Anyway this film is both written and directed by Julia Ducournau and due to the very intricate way this film was directed, you can easily see that she carried this idea from its initial inception all the way to the finished product. This is a very unique story she has written which is comepletely unpredictable. From the first shot to the very last the film kept me enthralled. I just could not predict which direction the film was going to go in and when I thought it might go one way, it surprised me and went in the opposite direction. In terms of the direction and cinematography, every shot was immaculate and well framed. She also manages to create a handful of sequences that are very memorable due to the striking imagery displayed on screen. I can’t go into detail about these scenes due to spoilers, but one of the scenes I’m speaking about is a sex scene that is so unnervingly suspenseful as it comical. That leads me to say that this film doesn’t take itself too seriously all of the time ,which is a great thing that gives it a real comedic sensibility through out. This works really well in the films favour due to the bizarre and oddball tone it possess. There’s scenes that are certainly not for the squeamish and will make many people feel uncomfortable, when people often feel that way they will laugh at what they’re seeing to ease themselves back into comfort. There were a lot of those awkward laughs throughout my screening.

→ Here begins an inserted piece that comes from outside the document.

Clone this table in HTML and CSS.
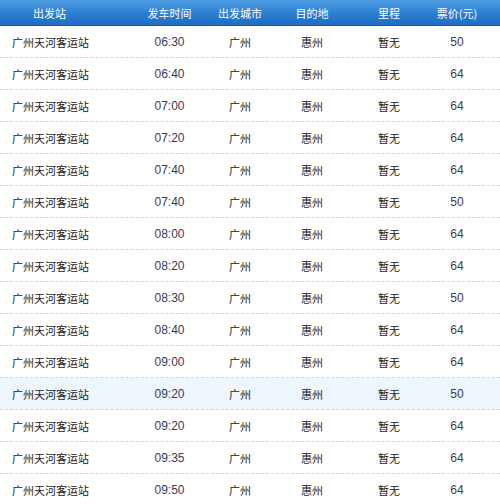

Garance Marillier’s performance is a captivating one. She added a real sense of innocence to Justine, which made her developing cannibalsitc nature all the more shocking. The film at it’s core is a coming of age story and you feel like you are witnessing Justine grow as the film progresses. She felt very natural in the role and never once took the material to an over the top level that didn’t match what the film was going for. Ella Rumpf has a significant role in this film as Alexia, Justine’s sister and without spoiling anything, I felt her performance was very strong too. After watching the film I witneessed an interview where the director spoke about brotherhood in Greek myth and other things, and how the siblings relationships are typically portrayed in those stories. There’s definitely a parallel between that and how she decides to depict sisterhood in this film. I found that very interesting and it works as well as it does due to Marillier and Rumpf’s performances.
The musical score helped elevate this pristine looking art house horror into an entirely different beast. The harsh organs of the main theme give it a real dark undertone, it sounds like haunted church music. The rest of the score suitably enhanced each scene as it should. In what I would describe as one of the key scenes in the film in terms of Justine’s growth, we see her stood in front of a mirror loooing at herself as she is listening to music. That scene was excellent and the song chosen to feature in that scene is so twisted that it really makes that scene what it is.
The only thing the film failed to do in my eyes was delve a little deeper into the subject of cannibalism. The film doesn’t even try to offer up an explanation for why people take this dark turn and begin to love human flesh. I understand the film leaves it for the audience to take what they want from the experience, and come to their own conclusion about what the film symbolises. That I don’t have an issue with, I just wish the film explored the subject a little deeper than it does. That being said by the end of the film you do gain a better understanding of why this is happening to Justine in the context of the film.
Overall, Raw is a stylishly erotic coming of age tale, that showcases the growth of a female in an entirely unique and dark way. The cinematography and direction is immaculate and the performances, especially Garance Marillier’s will leave a lasting impression upon you.
(4 Stars out of 5)
Raw; Starring Garance Marillier, Ella Rumpf, Rabah Naït, Laurent Lucas and Joana Preiss.
Directed by Julia Ducournau. Now showing in US Cinemas. Opens in UK Cinemas April 7th.